Engineers to create parts of virtual crash test dummy

Dec 11, 2008

You really can learn a lot from a dummy. For decades, automakers have been crashing test dummies to gain insight to how various auto safety systems protect – or fail to protect – people during car accidents. But those dummies are made of plastic and steel, not tissue and bone. They can teach only so much.

A new generation of dummies will tell a lot more.
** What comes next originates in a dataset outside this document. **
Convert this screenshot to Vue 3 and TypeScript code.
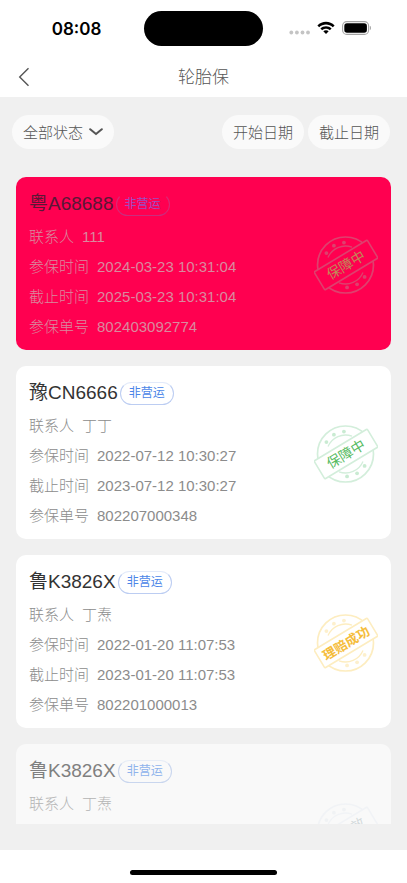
<script setup lang="ts">
import { ref } from 'vue'

type StampKind = 'active' | 'claimed' | 'expired'

interface Policy {
  id: number
  plate: string
  usage: string
  contact: string
  start?: string
  end?: string
  policyNo?: string
  stamp: StampKind
  highlighted?: boolean
  faded?: boolean
}

const stampText: Record<StampKind, string> = {
  active: '保障中',
  claimed: '理赔成功',
  expired: '已失效',
}

const status = ref('全部状态')
const statuses: string[] = ['全部状态', '保障中', '理赔成功', '已失效']

const policies: Policy[] = [
  { id: 1, plate: '粤A68688', usage: '非营运', contact: '111', start: '2024-03-23 10:31:04', end: '2025-03-23 10:31:04', policyNo: '802403092774', stamp: 'active', highlighted: true },
  { id: 2, plate: '豫CN6666', usage: '非营运', contact: '丁丁', start: '2022-07-12 10:30:27', end: '2023-07-12 10:30:27', policyNo: '802207000348', stamp: 'active' },
  { id: 3, plate: '鲁K3826X', usage: '非营运', contact: '丁焘', start: '2022-01-20 11:07:53', end: '2023-01-20 11:07:53', policyNo: '802201000013', stamp: 'claimed' },
  { id: 4, plate: '鲁K3826X', usage: '非营运', contact: '丁焘', stamp: 'expired', faded: true },
]

function rows(p: Policy): { label: string; value: string }[] {
  return [
    { label: '联系人', value: p.contact },
    { label: '参保时间', value: p.start ?? '' },
    { label: '截止时间', value: p.end ?? '' },
    { label: '参保单号', value: p.policyNo ?? '' },
  ].filter((r) => r.value !== '')
}

const dotAngles: number[] = [-148, -121, -94, 32, 59, 86]
const dots = dotAngles.map((a) => ({
  x: 31.5 + 22.5 * Math.cos((a * Math.PI) / 180),
  y: 31 + 22.5 * Math.sin((a * Math.PI) / 180),
}))
</script>

<template>
  <div class="app">
    <div class="status-bar">
      <div class="side"><span class="clock">08:08</span></div>
      <div class="island"></div>
      <div class="side indicators">
        <svg class="signal" width="21" height="5" viewBox="0 0 21 5" aria-hidden="true">
          <circle cx="2.3" cy="2.5" r="1.9" /><circle cx="7.9" cy="2.5" r="1.9" />
          <circle cx="13.5" cy="2.5" r="1.9" /><circle cx="19" cy="2.5" r="1.9" />
        </svg>
        <svg width="18" height="14" viewBox="0 0 18 14" aria-hidden="true">
          <path d="M0.4 4.4C5.1 -0.4 12.9 -0.4 17.6 4.4L15.8 6.2C12 2.6 6 2.6 2.200 6.2Z" />
          <path d="M3.4 7.4C6.400 4.4 11.6 4.4 14.6 7.4L12.8 9.2C10.700 7.200 7.300 7.2 5.200 9.2Z" />
          <path d="M6.3 10.3C7.8 8.9 10.2 8.9 11.7 10.3L9 13Z" />
        </svg>
        <svg width="30" height="14" viewBox="0 0 30 14" aria-hidden="true">
          <rect x="0.6" y="0.6" width="26" height="12.8" rx="4.2" fill="none" stroke="#a4a4a4" stroke-width="1.1" />
          <rect x="2.3" y="2.3" width="22.6" height="9.4" rx="2.7" />
          <path d="M27.9 4.8C29.4 5.4 29.4 8.6 27.9 9.2Z" fill="#a4a4a4" />
        </svg>
      </div>
    </div>

    <header class="nav">
      <button class="back" type="button" aria-label="返回">
        <svg width="12" height="20" viewBox="0 0 12 20" aria-hidden="true">
          <path d="M10.5 1.2L1.7 10L10.5 18.8" fill="none" stroke="#555" stroke-width="1.4" />
        </svg>
      </button>
      <h1>轮胎保</h1>
      <span></span>
    </header>

    <main class="content">
      <div class="filters">
        <label class="select-pill">
          <select v-model="status" aria-label="状态">
            <option v-for="s in statuses" :key="s" :value="s">{{ s }}</option>
          </select>
          <svg width="14" height="8" viewBox="0 0 14 8" aria-hidden="true">
            <path d="M1.2 1.2L7 6L12.8 1.2" fill="none" stroke="#555" stroke-width="2" stroke-linecap="round" />
          </svg>
        </label>
        <div class="dates">
          <button type="button">开始日期</button>
          <button type="button">截止日期</button>
        </div>
      </div>

      <div class="list">
        <article v-for="p in policies" :key="p.id" class="card" :class="{ highlighted: p.highlighted, faded: p.faded }">
          <div class="details">
            <div class="title">
              <h2>{{ p.plate }}</h2>
              <span class="badge">{{ p.usage }}</span>
            </div>
            <dl>
              <div v-for="r in rows(p)" :key="r.label" class="row">
                <dt>{{ r.label }}</dt>
                <dd>{{ r.value }}</dd>
              </div>
            </dl>
          </div>
          <svg class="stamp" :class="p.stamp" width="64" height="62" viewBox="0 0 64 62" role="img" :aria-label="stampText[p.stamp]">
            <g class="ring">
              <circle cx="31.5" cy="31" r="28" stroke-width="1.7" />
              <path d="M14 23.6A19 19 0 0 1 38 13.200" stroke-width="1.3" />
              <path d="M25 48.800A19 19 0 0 0 49 38.400" stroke-width="1.3" />
            </g>
            <circle v-for="(d, i) in dots" :key="i" class="dot" :cx="d.x" :cy="d.y" r="1.9" />
            <g transform="rotate(-31 32 31)">
              <rect class="plate" x="1" y="20.500" width="62" height="21" rx="1" stroke-width="1.600" />
              <text x="32" y="36" text-anchor="middle">{{ stampText[p.stamp] }}</text>
            </g>
          </svg>
        </article>
      </div>
    </main>

    <footer class="home"><div class="home-bar"></div></footer>
  </div>
</template>

<style>
body {
  margin: 0;
  background: #fff;
}
</style>

<style scoped>
.app {
  display: flex;
  flex-direction: column;
  height: 100vh;
  font-family: "Liberation Sans", "Noto Sans CJK SC", sans-serif;
  font-weight: 300;
  color: #555;
}
.status-bar {
  display: grid;
  grid-template-columns: 1fr 119px 1fr;
  align-items: center;
  height: 57px;
}
.side {
  display: flex;
  align-items: center;
  justify-content: center;
  padding-left: 9px;
}
.clock {
  font: 600 17px/24px Inter, sans-serif;
  color: #000;
}
.island {
  height: 35px;
  border-radius: 18px;
  background: #000;
}
.indicators {
  gap: 7px;
  padding: 0 10px 2px 0;
}
.signal {
  margin-top: 10px;
  fill: #c4c4c4;
}
.nav {
  display: grid;
  grid-template-columns: 44px 1fr 44px;
  align-items: center;
  height: 40px;
}
.nav h1 {
  margin: 0;
  padding-top: 2px;
  font-size: 17px;
  font-weight: 300;
  line-height: 24px;
  text-align: center;
}
button {
  border: 0;
  font: inherit;
  color: inherit;
}
.back {
  display: flex;
  align-items: center;
  height: 40px;
  padding: 0 0 0 18px;
  background: none;
}
.content {
  display: flex;
  flex: 1;
  flex-direction: column;
  min-height: 0;
  padding: 18px 16px 26px;
  background: #f0f0f0;
}
.filters {
  display: flex;
  justify-content: space-between;
  margin: 0 1px 28px -4px;
}
.select-pill,
.dates button {
  display: flex;
  align-items: center;
  box-sizing: border-box;
  height: 34px;
  padding: 0 11px;
  border-radius: 17px;
  background: #fafafa;
  font-size: 15px;
}
.dates button {
  padding-bottom: 2px;
}
.select-pill {
  gap: 6px;
}
.select-pill select {
  appearance: none;
  width: 60px;
  padding: 0;
  border: 0;
  background: none;
  font: inherit;
  color: inherit;
}
.dates {
  display: flex;
  gap: 4px;
}
.list {
  display: flex;
  flex: 1;
  flex-direction: column;
  gap: 16px;
  min-height: 0;
  overflow-y: auto;
  scrollbar-width: none;
}
.card {
  display: flex;
  flex: none;
  align-items: center;
  justify-content: space-between;
  padding: 11px 13px 8px;
  border-radius: 10px;
  background: #fff;
}
.title {
  display: flex;
  align-items: center;
  gap: 2px;
  height: 32px;
  margin-bottom: 2px;
}
.title h2 {
  margin: 0;
  font-size: 19px;
  font-weight: 400;
  line-height: 32px;
  color: #333;
}
.badge {
  padding: 0 8px;
  border: 1px solid #bccdf2;
  border-top-color: #e2eafa;
  border-radius: 12px;
  font-size: 12px;
  font-weight: 400;
  line-height: 21px;
  color: #4a85e8;
}
dl {
  margin: 0;
}
.row {
  display: flex;
  gap: 8px;
  font-size: 15px;
  line-height: 30px;
  color: #8c8c8c;
}
dd {
  margin: 0;
}
.stamp text {
  font-size: 14px;
  font-weight: 400;
}
.stamp.claimed text {
  font-size: 13px;
  font-weight: 700;
}
.ring {
  fill: none;
}
.plate {
  fill: #fff;
}
.active .ring,
.active .plate {
  stroke: #d3eedb;
}
.active .dot {
  fill: #c9ebd2;
}
.active text {
  fill: #57bb61;
}
.claimed .ring,
.claimed .plate {
  stroke: #fdedc0;
}
.claimed .dot {
  fill: #fdf0cd;
}
.claimed text {
  fill: #f5bd3c;
}
.expired .ring,
.expired .plate {
  stroke: #f1f3f6;
}
.expired .dot {
  fill: #f0f2f4;
}
.expired text {
  fill: #d3dadc;
}
.highlighted {
  background: #ff0050;
}
.highlighted h2 {
  color: #5b1736;
}
.highlighted .row {
  color: #d98a9e;
}
.highlighted .badge {
  border-color: #ff0050 #d92a78 #c92d7f;
  color: #9b4fc4;
}
.highlighted .plate {
  fill: #ff0050;
}
.highlighted .ring,
.highlighted .plate {
  stroke: #de406e;
}
.highlighted .dot {
  fill: #de406e;
}
.highlighted text {
  fill: #c08a57;
}
.faded {
  align-items: flex-start;
  min-height: 154px;
  background: #f9f9f9;
}
.faded h2 {
  color: #808080;
}
.faded .row {
  color: #b4b4b4;
}
.faded .badge {
  border-color: #e6ecf6 #c9d6ee #c9d6ee;
  color: #8eb3ec;
}
.faded .stamp {
  align-self: center;
}
.faded .plate {
  fill: #f9f9f9;
}
.home {
  display: flex;
  justify-content: center;
  padding: 20px 0 8px;
  background: #fff;
}
.home-bar {
  width: 36%;
  height: 5px;
  border-radius: 3px;
  background: #000;
}
</style>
An international group of automakers and suppliers has formed a Global Human Body Models Consortium to fund the best minds to build a better dummy.

Two teams of engineers with the University of Virginia's Center for Biomechanics will play major roles in the creation of this new "virtual" dummy, one that will live entirely within computers, but will be more realistic than any physical dummy ever subjected to a crash test.

These will be highly detailed computer dummies – computational models of a full human being – including extreme lifelike detail of the complexities and characteristics of flesh, bones, ligaments, blood vessels and organs.

"Already, cars and their safety systems are designed on computers," said Richard Kent, one of U.Va.'s team leaders on the project and a professor of mechanical and aerospace engineering. "It's logical that we would create a virtual crash test dummy that would allow us to test these safety systems before they are ever physically built."

Kent and his six-member team is charged with creating a highly detailed and realistic computer model of the human thorax and upper extremities, including the ribcage, muscles and ligaments, and the lungs and heart.

Jeff Crandall, a professor of mechanical and aerospace engineering and director of U.Va.'s Center for Applied Biomechanics, is leading another team in the development of a virtual pelvis and lower extremities. The Global Human Body Models Consortium recently awarded the two teams $3 million to complete their projects within the next few years.

Teams of researchers at six other universities and institutes are creating models of other parts of the human body, including the head, neck and abdomen.

"Eventually all of these models will be joined together to create the most sophisticated and lifelike simulation of the entire human body ever assembled for safety testing," said Damien Subit, a U.Va. research scientist working on the model of the thorax.

He said the virtual human will be subjected to nearly infinite virtual crash scenarios to determine in graphic detail what happens to organs, bone and tissue when subjected to forces and impacts from a range of angles at different velocities. Researchers will be able to see, in effect, how a neck breaks in a crash, how a lung is punctured by a broken rib or a liver is bruised or a hip shattered.

"We are creating models, based on the actual anatomic details of the human body, that will respond to stress and strain and impact in the same way the actual human body does, so we can see precisely how injuries occur," Kent said. "The ultimate result will be cars with far better safety systems, minimizing the severity of injuries and the frequency of fatalities."

The advantages of a virtual dummy, compared to the typical physical crash test dummy, are huge. Currently, a typical crash test costs about $5,000 to $100,000. A virtual crash will cost nearly nothing – once the dummy is developed. And a regular physical dummy, with a life span of about 10 years, must be repaired after each crash. A virtual dummy will be, in a sense, immortal, and could be used repeatedly in a far wider range of crash scenarios.

Current physical dummies are built in only three height and weight models, representing an approximation of the many sizes of humans. The virtual dummy eventually will be configured in variable sizes and weights, representing the true range of human body types.

"This will be an adaptable, cost-saving system that will provide amazing insight to body injuries for improving auto safety," Kent said.

He added that the virtual dummy could be useful in other ways as well, such as for the design of safer sporting goods, and in medical schools for students studying trauma injuries.